# Exercise:
Exactly reproduce each line of the listing that follows.

# Data:
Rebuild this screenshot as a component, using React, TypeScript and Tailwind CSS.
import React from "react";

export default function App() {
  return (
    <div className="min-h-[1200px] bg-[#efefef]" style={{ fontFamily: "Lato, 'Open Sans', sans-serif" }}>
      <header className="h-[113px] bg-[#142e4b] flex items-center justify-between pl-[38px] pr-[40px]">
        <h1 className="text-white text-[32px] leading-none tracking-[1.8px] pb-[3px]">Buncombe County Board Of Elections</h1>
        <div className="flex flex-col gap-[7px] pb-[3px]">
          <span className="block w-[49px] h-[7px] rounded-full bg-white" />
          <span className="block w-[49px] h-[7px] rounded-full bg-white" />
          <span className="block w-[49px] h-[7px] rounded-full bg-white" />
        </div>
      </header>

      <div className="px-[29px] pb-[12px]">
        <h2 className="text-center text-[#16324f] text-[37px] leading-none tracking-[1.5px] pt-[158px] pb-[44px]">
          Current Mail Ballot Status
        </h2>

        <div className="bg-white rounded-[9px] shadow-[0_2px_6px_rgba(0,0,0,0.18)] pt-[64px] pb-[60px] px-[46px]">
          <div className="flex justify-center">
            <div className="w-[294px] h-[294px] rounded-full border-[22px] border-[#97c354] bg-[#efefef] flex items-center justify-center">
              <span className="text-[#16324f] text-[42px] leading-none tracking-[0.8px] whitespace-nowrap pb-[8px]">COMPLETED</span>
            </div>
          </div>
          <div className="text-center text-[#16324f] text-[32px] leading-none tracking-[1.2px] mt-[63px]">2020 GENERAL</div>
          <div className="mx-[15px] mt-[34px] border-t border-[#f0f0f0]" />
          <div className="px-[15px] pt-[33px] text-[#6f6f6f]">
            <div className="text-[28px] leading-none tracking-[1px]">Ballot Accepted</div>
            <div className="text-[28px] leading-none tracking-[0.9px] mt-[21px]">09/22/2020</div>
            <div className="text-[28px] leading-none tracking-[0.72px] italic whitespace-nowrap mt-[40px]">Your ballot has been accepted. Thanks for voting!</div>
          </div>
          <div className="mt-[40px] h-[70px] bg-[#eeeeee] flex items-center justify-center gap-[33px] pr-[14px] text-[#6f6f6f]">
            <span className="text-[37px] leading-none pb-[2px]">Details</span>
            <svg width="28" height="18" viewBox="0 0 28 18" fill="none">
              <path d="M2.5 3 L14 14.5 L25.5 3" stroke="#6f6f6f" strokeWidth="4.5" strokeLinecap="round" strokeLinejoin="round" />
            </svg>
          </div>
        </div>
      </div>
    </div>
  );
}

# Written reply:
Rebuild this screenshot as a component, using React, TypeScript and Tailwind CSS.
import React from "react";

export default function App() {
  return (
    <div className="min-h-[1200px] bg-[#efefef]" style={{ fontFamily: "Lato, 'Open Sans', sans-serif" }}>
      <header className="h-[113px] bg-[#142e4b] flex items-center justify-between pl-[38px] pr-[40px]">
        <h1 className="text-white text-[32px] leading-none tracking-[1.8px] pb-[3px]">Buncombe County Board Of Elections</h1>
        <div className="flex flex-col gap-[7px] pb-[3px]">
          <span className="block w-[49px] h-[7px] rounded-full bg-white" />
          <span className="block w-[49px] h-[7px] rounded-full bg-white" />
          <span className="block w-[49px] h-[7px] rounded-full bg-white" />
        </div>
      </header>

      <div className="px-[29px] pb-[12px]">
        <h2 className="text-center text-[#16324f] text-[37px] leading-none tracking-[1.5px] pt-[158px] pb-[44px]">
          Current Mail Ballot Status
        </h2>

        <div className="bg-white rounded-[9px] shadow-[0_2px_6px_rgba(0,0,0,0.18)] pt-[64px] pb-[60px] px-[46px]">
          <div className="flex justify-center">
            <div className="w-[294px] h-[294px] rounded-full border-[22px] border-[#97c354] bg-[#efefef] flex items-center justify-center">
              <span className="text-[#16324f] text-[42px] leading-none tracking-[0.8px] whitespace-nowrap pb-[8px]">COMPLETED</span>
            </div>
          </div>
          <div className="text-center text-[#16324f] text-[32px] leading-none tracking-[1.2px] mt-[63px]">2020 GENERAL</div>
          <div className="mx-[15px] mt-[34px] border-t border-[#f0f0f0]" />
          <div className="px-[15px] pt-[33px] text-[#6f6f6f]">
            <div className="text-[28px] leading-none tracking-[1px]">Ballot Accepted</div>
            <div className="text-[28px] leading-none tracking-[0.9px] mt-[21px]">09/22/2020</div>
            <div className="text-[28px] leading-none tracking-[0.72px] italic whitespace-nowrap mt-[40px]">Your ballot has been accepted. Thanks for voting!</div>
          </div>
          <div className="mt-[40px] h-[70px] bg-[#eeeeee] flex items-center justify-center gap-[33px] pr-[14px] text-[#6f6f6f]">
            <span className="text-[37px] leading-none pb-[2px]">Details</span>
            <svg width="28" height="18" viewBox="0 0 28 18" fill="none">
              <path d="M2.5 3 L14 14.5 L25.5 3" stroke="#6f6f6f" strokeWidth="4.5" strokeLinecap="round" strokeLinejoin="round" />
            </svg>
          </div>
        </div>
      </div>
    </div>
  );
}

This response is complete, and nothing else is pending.